As I’ve said for some time in posts and comments here, I’ve had a “gut” hunch that Judith Miller lied or withheld key information from the NYT, which hampered her editors and publishers’ realistic appraisal of her case and how they represented her case to the paper’s readers.

Once Ms. Miller was jailed, her lawyers were in open conflict about whether she should stay there. She had refused to reopen communications with Mr. Libby for a year, saying she did not want to pressure a source into waiving confidentiality.

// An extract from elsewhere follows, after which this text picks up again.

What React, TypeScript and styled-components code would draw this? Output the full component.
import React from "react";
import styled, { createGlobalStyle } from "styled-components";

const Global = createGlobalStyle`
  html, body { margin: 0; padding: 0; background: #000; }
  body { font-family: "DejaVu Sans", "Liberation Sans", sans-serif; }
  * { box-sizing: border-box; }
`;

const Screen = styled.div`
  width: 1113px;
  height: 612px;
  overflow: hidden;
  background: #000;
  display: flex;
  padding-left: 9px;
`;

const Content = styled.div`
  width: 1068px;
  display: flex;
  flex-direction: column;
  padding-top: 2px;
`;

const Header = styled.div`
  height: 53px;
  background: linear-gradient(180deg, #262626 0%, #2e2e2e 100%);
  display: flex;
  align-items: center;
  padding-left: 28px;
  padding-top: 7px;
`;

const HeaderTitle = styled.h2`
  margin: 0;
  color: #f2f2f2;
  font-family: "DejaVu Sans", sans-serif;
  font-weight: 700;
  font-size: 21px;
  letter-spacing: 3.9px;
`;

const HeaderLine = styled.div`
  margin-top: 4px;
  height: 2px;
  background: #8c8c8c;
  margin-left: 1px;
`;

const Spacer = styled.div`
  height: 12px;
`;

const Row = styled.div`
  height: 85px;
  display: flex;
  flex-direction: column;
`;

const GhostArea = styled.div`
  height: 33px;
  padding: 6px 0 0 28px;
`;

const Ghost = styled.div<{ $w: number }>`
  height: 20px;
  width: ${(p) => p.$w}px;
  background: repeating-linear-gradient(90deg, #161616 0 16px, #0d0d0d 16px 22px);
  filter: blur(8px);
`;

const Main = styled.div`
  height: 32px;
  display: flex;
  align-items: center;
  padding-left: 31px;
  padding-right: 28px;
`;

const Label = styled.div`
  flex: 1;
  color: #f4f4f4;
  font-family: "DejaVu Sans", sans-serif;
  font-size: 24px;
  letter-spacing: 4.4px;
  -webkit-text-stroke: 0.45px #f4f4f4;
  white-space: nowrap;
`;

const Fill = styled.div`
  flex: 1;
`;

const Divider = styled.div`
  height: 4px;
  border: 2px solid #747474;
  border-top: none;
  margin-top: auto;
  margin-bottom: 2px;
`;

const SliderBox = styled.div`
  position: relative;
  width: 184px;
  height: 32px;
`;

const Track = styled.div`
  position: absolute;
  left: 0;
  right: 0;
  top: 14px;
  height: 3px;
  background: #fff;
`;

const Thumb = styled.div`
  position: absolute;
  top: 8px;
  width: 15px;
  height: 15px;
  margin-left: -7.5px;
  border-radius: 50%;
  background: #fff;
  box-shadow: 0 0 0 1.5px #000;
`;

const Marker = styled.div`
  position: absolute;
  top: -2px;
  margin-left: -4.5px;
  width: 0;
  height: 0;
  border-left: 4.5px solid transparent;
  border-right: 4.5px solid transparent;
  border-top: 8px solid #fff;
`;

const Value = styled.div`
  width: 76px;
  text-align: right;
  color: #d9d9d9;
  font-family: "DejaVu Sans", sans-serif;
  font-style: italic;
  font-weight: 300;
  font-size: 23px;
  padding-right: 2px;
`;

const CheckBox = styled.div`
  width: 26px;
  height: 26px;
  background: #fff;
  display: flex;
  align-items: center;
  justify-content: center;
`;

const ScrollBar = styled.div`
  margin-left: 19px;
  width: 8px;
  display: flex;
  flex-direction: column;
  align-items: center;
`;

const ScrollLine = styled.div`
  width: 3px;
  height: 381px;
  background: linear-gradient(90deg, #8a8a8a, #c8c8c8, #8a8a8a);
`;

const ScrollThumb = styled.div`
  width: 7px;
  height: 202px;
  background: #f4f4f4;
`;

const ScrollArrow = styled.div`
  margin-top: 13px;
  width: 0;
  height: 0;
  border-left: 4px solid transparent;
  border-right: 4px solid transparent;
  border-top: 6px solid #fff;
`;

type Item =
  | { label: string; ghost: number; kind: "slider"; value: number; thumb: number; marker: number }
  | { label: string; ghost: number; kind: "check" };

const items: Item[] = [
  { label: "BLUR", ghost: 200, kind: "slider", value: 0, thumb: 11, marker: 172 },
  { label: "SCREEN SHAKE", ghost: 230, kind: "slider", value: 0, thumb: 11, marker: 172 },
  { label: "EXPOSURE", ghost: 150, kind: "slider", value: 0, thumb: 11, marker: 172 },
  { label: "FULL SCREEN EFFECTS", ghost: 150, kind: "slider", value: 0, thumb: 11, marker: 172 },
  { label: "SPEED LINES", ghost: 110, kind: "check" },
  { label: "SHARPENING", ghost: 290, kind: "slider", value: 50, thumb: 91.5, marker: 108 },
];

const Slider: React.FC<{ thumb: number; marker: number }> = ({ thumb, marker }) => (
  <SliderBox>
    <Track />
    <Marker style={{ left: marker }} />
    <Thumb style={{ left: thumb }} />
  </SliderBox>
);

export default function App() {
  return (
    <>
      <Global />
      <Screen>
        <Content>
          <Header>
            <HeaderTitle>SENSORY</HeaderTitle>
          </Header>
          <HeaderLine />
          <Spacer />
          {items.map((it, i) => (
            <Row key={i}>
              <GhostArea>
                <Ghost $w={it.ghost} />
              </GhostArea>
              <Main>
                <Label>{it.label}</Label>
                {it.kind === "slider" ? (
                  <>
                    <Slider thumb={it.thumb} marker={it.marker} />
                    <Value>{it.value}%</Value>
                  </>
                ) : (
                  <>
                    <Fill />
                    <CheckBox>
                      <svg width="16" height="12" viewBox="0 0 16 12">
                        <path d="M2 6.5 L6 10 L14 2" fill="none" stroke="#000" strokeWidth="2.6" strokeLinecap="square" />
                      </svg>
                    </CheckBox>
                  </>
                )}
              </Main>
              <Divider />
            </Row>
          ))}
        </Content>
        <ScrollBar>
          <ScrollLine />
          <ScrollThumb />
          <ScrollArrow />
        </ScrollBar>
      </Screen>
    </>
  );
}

Judith Miller’s attorneys — Floyd Abrams, the First Amendment specialist also representing the NYT, and Bob Bennett, a criminal attorney, both spoke on September 30, independently of each other and on different talk shows, about their communications with Joseph Tate, Scooter Libby’s attorney. Neither Abrams or Bennett ever referred to the other in interviews that day.

Their lack of referral to each other, and seeming independent work on contacts with Tate, lead me to believe that the two men were competing for the limelight or did not get along. Such discord on a legal team can adversely affect clients, in this case both Ms. Miller and the NYT.

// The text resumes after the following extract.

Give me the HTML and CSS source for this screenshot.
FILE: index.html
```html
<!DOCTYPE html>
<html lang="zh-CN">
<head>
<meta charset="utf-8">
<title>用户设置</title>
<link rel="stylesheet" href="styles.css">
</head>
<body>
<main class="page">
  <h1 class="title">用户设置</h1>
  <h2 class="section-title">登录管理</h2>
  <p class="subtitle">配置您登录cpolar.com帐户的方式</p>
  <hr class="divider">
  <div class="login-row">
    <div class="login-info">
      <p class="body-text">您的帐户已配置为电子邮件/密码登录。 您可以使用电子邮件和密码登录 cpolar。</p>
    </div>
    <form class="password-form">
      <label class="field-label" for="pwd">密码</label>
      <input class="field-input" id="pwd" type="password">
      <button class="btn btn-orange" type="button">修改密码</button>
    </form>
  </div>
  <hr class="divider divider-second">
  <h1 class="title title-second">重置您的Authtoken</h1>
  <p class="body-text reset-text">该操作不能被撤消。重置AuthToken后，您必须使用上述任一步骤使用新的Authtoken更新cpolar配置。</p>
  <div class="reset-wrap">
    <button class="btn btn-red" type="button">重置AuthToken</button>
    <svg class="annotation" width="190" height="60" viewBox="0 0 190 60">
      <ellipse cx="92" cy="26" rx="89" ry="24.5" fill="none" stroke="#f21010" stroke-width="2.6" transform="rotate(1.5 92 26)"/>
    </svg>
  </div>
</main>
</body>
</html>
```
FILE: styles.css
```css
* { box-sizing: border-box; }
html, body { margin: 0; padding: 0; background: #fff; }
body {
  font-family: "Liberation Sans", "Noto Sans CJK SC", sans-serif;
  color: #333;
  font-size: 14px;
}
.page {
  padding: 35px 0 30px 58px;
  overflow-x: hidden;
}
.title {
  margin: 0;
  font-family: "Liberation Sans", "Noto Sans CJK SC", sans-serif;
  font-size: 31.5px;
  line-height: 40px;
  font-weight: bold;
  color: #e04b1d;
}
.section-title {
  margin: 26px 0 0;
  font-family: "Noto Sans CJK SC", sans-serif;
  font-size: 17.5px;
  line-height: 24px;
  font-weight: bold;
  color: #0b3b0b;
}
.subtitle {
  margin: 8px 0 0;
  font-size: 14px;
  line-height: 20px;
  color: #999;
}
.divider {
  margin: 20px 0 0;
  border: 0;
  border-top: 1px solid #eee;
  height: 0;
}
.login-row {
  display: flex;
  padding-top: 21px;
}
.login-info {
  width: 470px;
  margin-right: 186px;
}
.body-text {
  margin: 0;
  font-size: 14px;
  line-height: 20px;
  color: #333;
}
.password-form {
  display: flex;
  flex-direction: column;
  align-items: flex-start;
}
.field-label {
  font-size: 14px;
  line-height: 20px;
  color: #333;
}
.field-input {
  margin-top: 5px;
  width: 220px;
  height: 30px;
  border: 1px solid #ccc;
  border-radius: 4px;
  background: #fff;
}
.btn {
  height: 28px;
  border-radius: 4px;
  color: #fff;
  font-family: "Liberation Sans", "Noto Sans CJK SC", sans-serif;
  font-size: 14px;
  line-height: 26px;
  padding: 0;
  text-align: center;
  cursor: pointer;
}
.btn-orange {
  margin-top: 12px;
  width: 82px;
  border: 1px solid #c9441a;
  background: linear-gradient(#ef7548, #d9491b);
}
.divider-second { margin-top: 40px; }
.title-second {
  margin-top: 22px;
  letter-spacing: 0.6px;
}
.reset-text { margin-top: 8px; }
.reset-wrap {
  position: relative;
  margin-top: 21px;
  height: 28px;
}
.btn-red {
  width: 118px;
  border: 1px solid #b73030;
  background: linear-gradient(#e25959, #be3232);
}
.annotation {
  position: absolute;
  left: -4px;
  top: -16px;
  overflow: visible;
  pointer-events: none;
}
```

But in the end, saying “I owed it to myself” after two months of jail, she had her lawyer reach out to Mr. Libby. This time, hearing directly from her source, she accepted his permission and was set free.

Wrong. Just plain wrong. Judith Miller’s attorneys weren’t the ones successful in reaching out to Joseph Tate. It was Special Prosecutor Patrick Fitzgerald’s September letter to Tate that got the ball rolling, reported the A.P.’s Peter Yost yesterday. (Yost: “It was Fitzgerald’s letter to Libby’s lawyer in September that helped resolve the impasse over Miller, resulting in her testimony.”)

W.M.D. – I got it totally wrong,” she said. “The analysts, the experts and the journalists who covered them – we were all wrong. If your sources are wrong, you are wrong. I did the best job that I could.”


Judith Miller perpetuated easily disproved lies that have led to the deaths of almost 2,000 American soldiers, the injuries of tens of thousands, and the injuries and deaths of hundreds of thousands of Iraqs. She has NO excuse. She did the worst job possible for a highly influential newspaper that affects how news is subsequently reported around the world.